Jeudi 30 mars, les neuf prévenus comparaissaient donc pour "violation de domicile, dégradation et vol". Ils ont reconnu tous les faits qui, selon le procureur de la République lui-même, ne constituent qu'un "préjudice minime"... surtout comparés aux drames dont Total est responsable. À l'accusation de "violation de domicile" (bien qu'entrés "par la porte" comme l'a précisé un prévenu), s'ajoutait le fait d'avoir tagué les murs du château avec du pétrole ramassé sur les côtes bretonnes. Mais, répliquait un autre accusé, "on nous a bien tagué 450 kilomètres de littoral"!
Il leur était également reproché d'avoir démonté trente fenêtres et une douzaine de portes du château, afin de dénoncer "la situation que vivaient les victimes toulousaines" de l'explosion d'AZF qui, elle, a détruit portes, fenêtres, cloisons.
Enfin, le tribunal reprochait un "vol aggravé" pour la consommation de douze bouteilles de Bordeaux, prises dans la cave. Mais il s'avéra que ceux qui avaient bu le plus étaient "les gendarmes" et que, le vin ayant été consommé sur place et les bouteilles n'ayant pas quitté le château, l'accusation de vol ne tenait pas, mais seulement celle de "grivèlerie". Les accusés ont également pu préciser au cours du procès qu'ils avaient "fait la vaisselle avant de partir", mais pas remonté les volets, car Elf "ne l'avait pas fait non plus à Toulouse"!

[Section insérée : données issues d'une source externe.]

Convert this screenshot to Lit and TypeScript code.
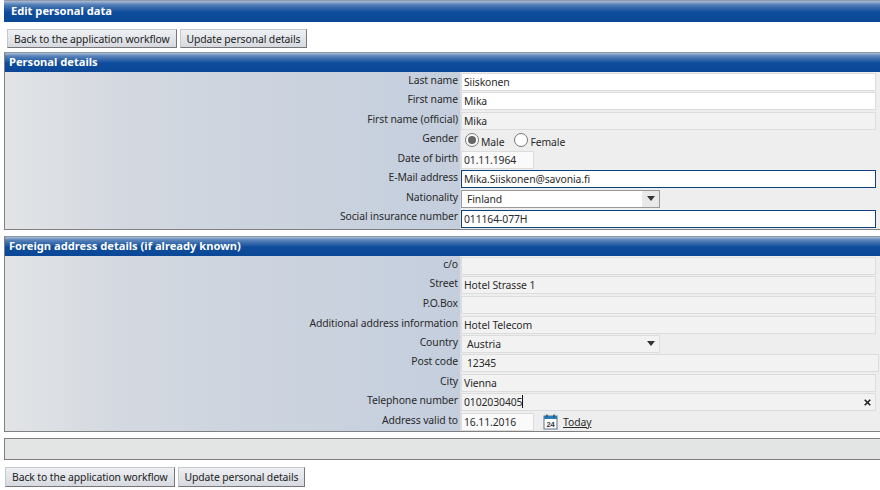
import { LitElement, html, css, svg } from "lit";
import { customElement } from "lit/decorators.js";

type Row = { label: string; h: number; kind: string; value?: string };

const personal: Row[] = [
  { label: "Last name", h: 19, kind: "white", value: "Siiskonen" },
  { label: "First name", h: 20, kind: "white", value: "Mika" },
  { label: "First name (official)", h: 19, kind: "grey", value: "Mika" },
  { label: "Gender", h: 20, kind: "gender" },
  { label: "Date of birth", h: 19, kind: "date", value: "01.11.1964" },
  { label: "E-Mail address", h: 20, kind: "focus", value: "Mika.Siiskonen@savonia.fi" },
  { label: "Nationality", h: 19, kind: "select", value: "Finland" },
  { label: "Social insurance number", h: 21, kind: "focus", value: "011164-077H" },
];
const foreign: Row[] = [
  { label: "c/o", h: 19, kind: "grey", value: "" },
  { label: "Street", h: 20, kind: "grey", value: "Hotel Strasse 1" },
  { label: "P.O.Box", h: 20, kind: "grey", value: "" },
  { label: "Additional address information", h: 19, kind: "grey", value: "Hotel Telecom" },
  { label: "Country", h: 19, kind: "select2", value: "Austria" },
  { label: "Post code", h: 20, kind: "post", value: "12345" },
  { label: "City", h: 19, kind: "grey", value: "Vienna" },
  { label: "Telephone number", h: 20, kind: "phone", value: "0102030405" },
  { label: "Address valid to", h: 19, kind: "valid", value: "16.11.2016" },
];

const calendar = svg`<svg class="cal" width="15" height="16" viewBox="0 0 15 16">
  <rect x="1" y="2" width="13" height="13" fill="#fff" stroke="#5a7288"/>
  <rect x="1" y="2" width="13" height="3" fill="#2b7fb8"/>
  <path d="M4 0.5v3M11 0.5v3" stroke="#1d4f78" stroke-width="1.4"/>
  <text x="7.5" y="13" text-anchor="middle" font-family="Liberation Sans" font-weight="700" font-size="7.5" fill="#333">24</text>
</svg>`;

const cross = svg`<svg class="x" width="7" height="7" viewBox="0 0 7 7"><path d="M0.7 0.7L6.3 6.3M6.3 0.7L0.7 6.3" stroke="#222" stroke-width="1.6"/></svg>`;

@customElement("app-root")
export class AppRoot extends LitElement {
  static styles = css`
    :host { display: block; width: 880px; height: 490px; overflow: hidden; background: #fff;
      font-family: "Noto Sans", Tahoma, sans-serif; font-size: 10.4px; letter-spacing: -0.1px; color: #2a2a2a; }
    .title { margin-left: 4px; height: 22px; box-sizing: border-box; padding: 2px 0 0 7px;
      border-top: 1px solid #8d99a8; color: #fff; font-weight: 700; line-height: 15px; font-size: 11.15px; letter-spacing: 0;
      background: linear-gradient(#a9bcd6 0, #4f7bb4 4px, #0f4c9c 11px, #0a4795 100%); }
    .buttons { display: flex; gap: 3px; padding: 7px 0 0 7px; height: 22px; }
    .buttons.bottom { padding: 7px 0 0 5px; }
    .btn { box-sizing: border-box; height: 19px; padding: 0 6px; line-height: 18px; white-space: nowrap;
      background: linear-gradient(#eef0f3, #d6dae0); border: 1px solid #c4c8ce;
      border-right-color: #777; border-bottom-color: #777; color: #222; }
    .bottom .btn { height: 20px; line-height: 18px; }
    .panel { margin-left: 4px; border: 1px solid #808080; border-right: 0; border-top-color: #8d99a8;
      background: #eee; }
    .p1 { margin-top: 1px; }
    .p2 { margin-top: 6px; }
    .head { height: 19px; padding-left: 4px; box-sizing: border-box; line-height: 18px; color: #fff; font-weight: 700;
      font-size: 11.15px; letter-spacing: 0;
      background: linear-gradient(#a9bcd6 0, #5a84ba 3px, #0f4c9c 10px, #0a4795 100%); }
    .rows { display: grid; grid-template-columns: 456px 1fr; padding-bottom: 0;
      background: linear-gradient(90deg, #e2e4e6 0, #d3d8e0 120px, #c4cedd 455px, #eee 456px); }
    .row { display: contents; }
    .lab { text-align: right; padding-right: 3px; line-height: 17px; white-space: nowrap; }
    .val { display: flex; align-items: center; min-width: 0; }
    .f { box-sizing: border-box; height: 18px; width: 415px; padding-left: 2px; line-height: 17px;
      border: 1px solid #dcdcdc; white-space: nowrap; position: relative; }
    .white { background: #fff; }
    .grey { background: #f2f2f2; }
    .date { background: #fafafa; width: 73px; }
    .focus { background: #fff; border-color: #0e3f7e; }
    .post { background: #f2f2f2; width: 418px; padding-left: 5px; }
    .sel { width: 199px; padding-left: 5px; border-color: #999; background: #fff; }
    .sel2 { background: #f2f2f2; border-color: #dcdcdc; }
    .arrow { position: absolute; right: 0; top: 0; bottom: 0; width: 17px; background: #e9e9e9;
      display: flex; align-items: center; justify-content: center; }
    .arrow::after { content: ""; border: 4px solid transparent; border-top: 5px solid #333; border-bottom: 0; }
    .sel2 .arrow { background: none; }
    .caret { display: inline-block; width: 1px; height: 13px; background: #111; vertical-align: -2px; }
    .x { position: absolute; right: 4px; top: 5px; }
    .gender { display: flex; align-items: center; padding-left: 4px; height: 19px; }
    .radio { box-sizing: border-box; width: 14px; height: 14px; border-radius: 50%; border: 1px solid #777;
      background: #fff; display: flex; align-items: center; justify-content: center; margin-right: 2px; flex: none; }
    .radio.on::after { content: ""; width: 8px; height: 8px; border-radius: 50%; background: #666; }
    .glab { margin-right: 10px; padding-top: 3px; }
    .cal { margin: 0 5px 0 9px; }
    .today { text-decoration: underline; }
    .empty { margin: 6px 0 0 4px; height: 20px; border: 1px solid #808080; border-right: 0; background: #e3e5e5; }
  `;

  field(r: Row) {
    switch (r.kind) {
      case "gender":
        return html`<div class="gender">
          <span class="radio on"></span><span class="glab">Male</span>
          <span class="radio"></span><span class="glab">Female</span>
        </div>`;
      case "date":
        return html`<div class="f date">${r.value}</div>`;
      case "select":
        return html`<div class="f sel">${r.value}<span class="arrow"></span></div>`;
      case "select2":
        return html`<div class="f sel sel2">${r.value}<span class="arrow"></span></div>`;
      case "phone":
        return html`<div class="f grey">${r.value}<span class="caret"></span>${cross}</div>`;
      case "valid":
        return html`<div class="f date">${r.value}</div>${calendar}<span class="today">Today</span>`;
      default:
        return html`<div class="f ${r.kind}">${r.value}</div>`;
    }
  }

  rows(list: Row[]) {
    return html`<div class="rows" style="grid-template-rows:${list.map((r) => r.h + "px").join(" ")}">
      ${list.map(
        (r) => html`<div class="row"><div class="lab">${r.label}</div><div class="val">${this.field(r)}</div></div>`
      )}
    </div>`;
  }

  buttons(extra = "") {
    return html`<div class="buttons ${extra}">
      <div class="btn">Back to the application workflow</div>
      <div class="btn">Update personal details</div>
    </div>`;
  }

  render() {
    return html`
      <div class="title">Edit personal data</div>
      ${this.buttons()}
      <div class="panel p1"><div class="head">Personal details</div>${this.rows(personal)}</div>
      <div class="panel p2"><div class="head">Foreign address details (if already known)</div>${this.rows(foreign)}</div>
      <div class="empty"></div>
      ${this.buttons("bottom")}
    `;
  }
}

Le tribunal lui-même ne semble donc guère convaincu qu'il y a lieu de condamner des prévenus qui revendiquent un geste militant contre les abus scandaleux de la société Elf. Le jugement sera rendu le 4 mai mais il est certain, comme le déclarait l'une des accusés, "qu'ils assument leurs responsabilités quoi qu'il en coûte, ce qui n'est pas le cas de Total".